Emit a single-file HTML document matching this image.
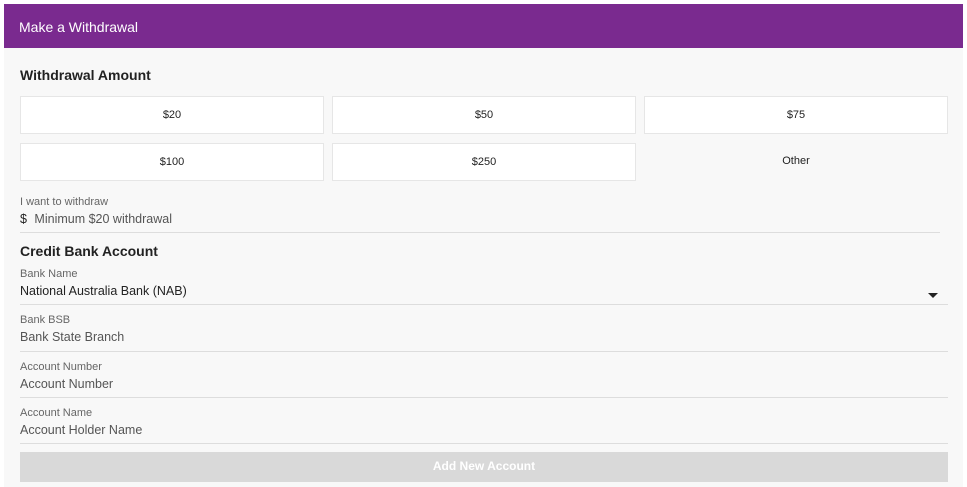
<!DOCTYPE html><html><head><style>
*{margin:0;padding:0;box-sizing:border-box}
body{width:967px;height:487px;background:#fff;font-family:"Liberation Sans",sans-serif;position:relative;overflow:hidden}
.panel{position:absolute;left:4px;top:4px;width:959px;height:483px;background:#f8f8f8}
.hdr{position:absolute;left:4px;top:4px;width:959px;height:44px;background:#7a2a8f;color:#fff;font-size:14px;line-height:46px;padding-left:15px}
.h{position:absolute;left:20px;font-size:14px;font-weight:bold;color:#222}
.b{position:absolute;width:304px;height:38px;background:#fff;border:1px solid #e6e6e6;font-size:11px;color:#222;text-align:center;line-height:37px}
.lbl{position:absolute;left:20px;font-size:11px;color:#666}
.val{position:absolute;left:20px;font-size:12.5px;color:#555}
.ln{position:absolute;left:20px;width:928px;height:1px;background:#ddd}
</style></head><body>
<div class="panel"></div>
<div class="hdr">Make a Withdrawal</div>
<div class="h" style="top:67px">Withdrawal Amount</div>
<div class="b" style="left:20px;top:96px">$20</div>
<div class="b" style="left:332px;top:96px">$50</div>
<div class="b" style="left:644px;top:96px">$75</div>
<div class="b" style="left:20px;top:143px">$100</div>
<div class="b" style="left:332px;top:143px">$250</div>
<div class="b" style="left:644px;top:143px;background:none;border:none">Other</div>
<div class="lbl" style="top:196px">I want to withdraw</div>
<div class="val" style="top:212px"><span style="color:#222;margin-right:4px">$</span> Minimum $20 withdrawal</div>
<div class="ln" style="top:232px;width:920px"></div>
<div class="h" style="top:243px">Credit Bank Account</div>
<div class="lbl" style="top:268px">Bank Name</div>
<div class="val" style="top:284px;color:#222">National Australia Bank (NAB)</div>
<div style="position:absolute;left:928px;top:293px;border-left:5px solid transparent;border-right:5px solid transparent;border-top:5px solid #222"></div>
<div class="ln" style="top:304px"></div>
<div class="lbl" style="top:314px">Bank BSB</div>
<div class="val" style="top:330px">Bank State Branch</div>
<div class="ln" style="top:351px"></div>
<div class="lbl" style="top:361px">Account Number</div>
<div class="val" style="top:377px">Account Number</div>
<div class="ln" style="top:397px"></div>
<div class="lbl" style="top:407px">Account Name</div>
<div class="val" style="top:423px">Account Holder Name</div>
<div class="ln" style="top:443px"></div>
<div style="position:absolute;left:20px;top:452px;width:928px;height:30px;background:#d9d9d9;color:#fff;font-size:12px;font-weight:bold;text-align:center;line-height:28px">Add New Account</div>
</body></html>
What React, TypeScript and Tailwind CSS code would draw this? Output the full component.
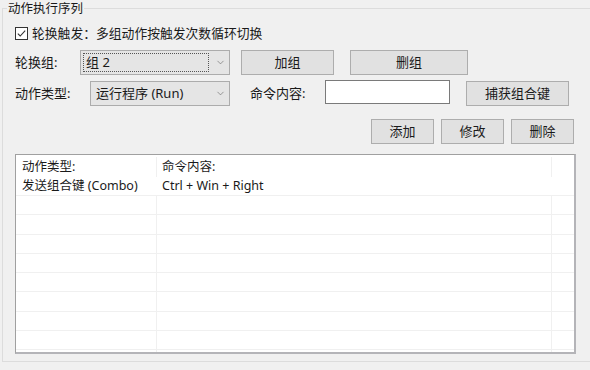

━━━━━━━━━━━━━━━━

### The problem
All the lines above are to be given again exactly as they read, with the pictures removed.

### Correct output
Emit a single-file HTML document matching this image.
<!DOCTYPE html><html><head><style>
*{margin:0;padding:0;box-sizing:border-box}
body{width:967px;height:487px;background:#fff;font-family:"Liberation Sans",sans-serif;position:relative;overflow:hidden}
.panel{position:absolute;left:4px;top:4px;width:959px;height:483px;background:#f8f8f8}
.hdr{position:absolute;left:4px;top:4px;width:959px;height:44px;background:#7a2a8f;color:#fff;font-size:14px;line-height:46px;padding-left:15px}
.h{position:absolute;left:20px;font-size:14px;font-weight:bold;color:#222}
.b{position:absolute;width:304px;height:38px;background:#fff;border:1px solid #e6e6e6;font-size:11px;color:#222;text-align:center;line-height:37px}
.lbl{position:absolute;left:20px;font-size:11px;color:#666}
.val{position:absolute;left:20px;font-size:12.5px;color:#555}
.ln{position:absolute;left:20px;width:928px;height:1px;background:#ddd}
</style></head><body>
<div class="panel"></div>
<div class="hdr">Make a Withdrawal</div>
<div class="h" style="top:67px">Withdrawal Amount</div>
<div class="b" style="left:20px;top:96px">$20</div>
<div class="b" style="left:332px;top:96px">$50</div>
<div class="b" style="left:644px;top:96px">$75</div>
<div class="b" style="left:20px;top:143px">$100</div>
<div class="b" style="left:332px;top:143px">$250</div>
<div class="b" style="left:644px;top:143px;background:none;border:none">Other</div>
<div class="lbl" style="top:196px">I want to withdraw</div>
<div class="val" style="top:212px"><span style="color:#222;margin-right:4px">$</span> Minimum $20 withdrawal</div>
<div class="ln" style="top:232px;width:920px"></div>
<div class="h" style="top:243px">Credit Bank Account</div>
<div class="lbl" style="top:268px">Bank Name</div>
<div class="val" style="top:284px;color:#222">National Australia Bank (NAB)</div>
<div style="position:absolute;left:928px;top:293px;border-left:5px solid transparent;border-right:5px solid transparent;border-top:5px solid #222"></div>
<div class="ln" style="top:304px"></div>
<div class="lbl" style="top:314px">Bank BSB</div>
<div class="val" style="top:330px">Bank State Branch</div>
<div class="ln" style="top:351px"></div>
<div class="lbl" style="top:361px">Account Number</div>
<div class="val" style="top:377px">Account Number</div>
<div class="ln" style="top:397px"></div>
<div class="lbl" style="top:407px">Account Name</div>
<div class="val" style="top:423px">Account Holder Name</div>
<div class="ln" style="top:443px"></div>
<div style="position:absolute;left:20px;top:452px;width:928px;height:30px;background:#d9d9d9;color:#fff;font-size:12px;font-weight:bold;text-align:center;line-height:28px">Add New Account</div>
</body></html>
What React, TypeScript and Tailwind CSS code would draw this? Output the full component.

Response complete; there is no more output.